At least eight people were killed in an explosion at a mosque in a predominantly Alawite district of the Syrian city of Homs. Authorities said the attack was intended to destabilise the country. The blast occurred during Friday prayers and, according to a security source cited by state media, was caused by devices planted inside the building. A further 18 people were wounded.
The Imam Ali ibn Abi Talib mosque is located in the Wadi al-Dhahab neighbourhood, home to a substantial share of Homs’s Alawite population. Since the fall of Bashar al-Assad’s regime—Assad himself was Alawite—tensions between the Alawite minority and the country’s Sunni majority have repeatedly escalated into episodes of mass violence.
Syria’s foreign ministry condemned the incident, calling it a “terrorist crime” and saying the attack fits “into the context of repeated attempts at destabilisation and the spread of chaos among the Syrian people”.
The incident occurred as President Ahmed al-Sharaa’s government seeks to tighten its grip on security across the country a year after coming to power, and amid a recent uptick in attacks linked to the Islamist extremist group Isis.
Information minister Hamza al-Mustafa said that “remnants of the former regime, Isis and their accomplices have converged on a single goal—to obstruct the advance of the new state and undermine civil peace”.

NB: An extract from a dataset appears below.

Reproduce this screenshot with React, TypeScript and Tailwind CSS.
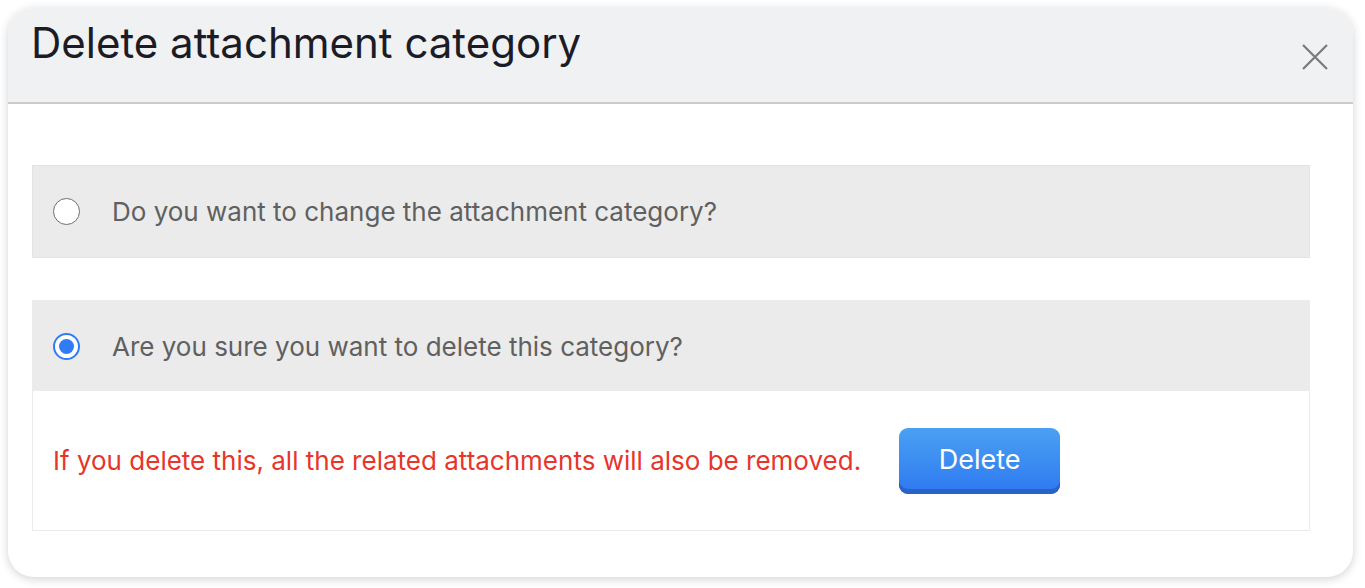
import { useState } from 'react';

function Radio({ checked }: { checked: boolean }) {
  return checked ? (
    <span className="flex h-[27px] w-[27px] items-center justify-center rounded-full border-[2.5px] border-[#2f7cf6] bg-white">
      <span className="h-[15px] w-[15px] rounded-full bg-[#2f7cf6]" />
    </span>
  ) : (
    <span className="h-[27px] w-[27px] rounded-full border-[1.5px] border-[#6e6e6e] bg-white" />
  );
}

export default function App() {
  const [choice, setChoice] = useState<'change' | 'delete'>('delete');

  return (
    <div className="h-[588px] w-[1365px] bg-white pl-2 pt-2 font-['Inter','Noto_Sans',sans-serif]">
      <div className="flex h-[569px] w-[1345px] flex-col overflow-hidden rounded-[26px] bg-white shadow-[0_2px_10px_rgba(0,0,0,0.18)]">
        <div className="flex h-[96px] shrink-0 items-start justify-between border-b-2 border-[#cbcbcb] bg-[#f0f1f3] pl-[23px] pr-[24px]">
          <h1 className="pt-[10px] text-[42px] leading-[50px] font-normal text-[#1b1c26]">Delete attachment category</h1>
          <button className="mt-[35px] text-[#7a7a7a]" aria-label="Close">
            <svg width="28" height="28" viewBox="0 0 28 28" fill="none" stroke="currentColor" strokeWidth="2.2">
              <path d="M2 2 L26 26 M26 2 L2 26" />
            </svg>
          </button>
        </div>

        <div className="flex flex-col gap-[42px] pl-6 pr-[43px] pt-[61px]">
          <button
            onClick={() => setChoice('change')}
            className="flex h-[93px] items-center gap-[32px] border border-[#e3e3e3] bg-[#ebebeb] pl-[20px] text-left"
          >
            <Radio checked={choice === 'change'} />
            <span className="text-[26px] text-[#606060]">Do you want to change the attachment category?</span>
          </button>

          <div className="border border-[#ebebeb]">
            <button
              onClick={() => setChoice('delete')}
              className="flex h-[90px] w-full items-center gap-[32px] bg-[#ebebeb] pl-[20px] text-left"
            >
              <Radio checked={choice === 'delete'} />
              <span className="text-[26px] text-[#606060]">Are you sure you want to delete this category?</span>
            </button>
            {choice === 'delete' && (
              <div className="flex h-[139px] items-center gap-[38px] bg-white pl-[20px]">
                <span className="text-[26px] text-[#e7352b]">If you delete this, all the related attachments will also be removed.</span>
                <button className="h-[66px] w-[161px] rounded-[9px] bg-gradient-to-b from-[#4ba0f1] to-[#2f78f1] pb-[1px] text-[27px] text-white shadow-[inset_0_-5px_0_#2a62c6]">
                  Delete
                </button>
              </div>
            )}
          </div>
        </div>
      </div>
    </div>
  );
}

Footage published by state media showed emergency responders and security personnel inspecting the mosque building, strewn with debris. The interior ministry said the area had been cordoned off and that the investigation was continuing. The head of the health ministry’s emergency service confirmed that the death toll currently stands at eight, with 18 people injured.
In March, a wave of sectarian violence swept across the country’s coastal areas—a traditional Alawite stronghold—killing about 1,400 people, most of them Alawite civilians. The bloodshed followed clashes between government forces and their supporters and loyalists of Assad.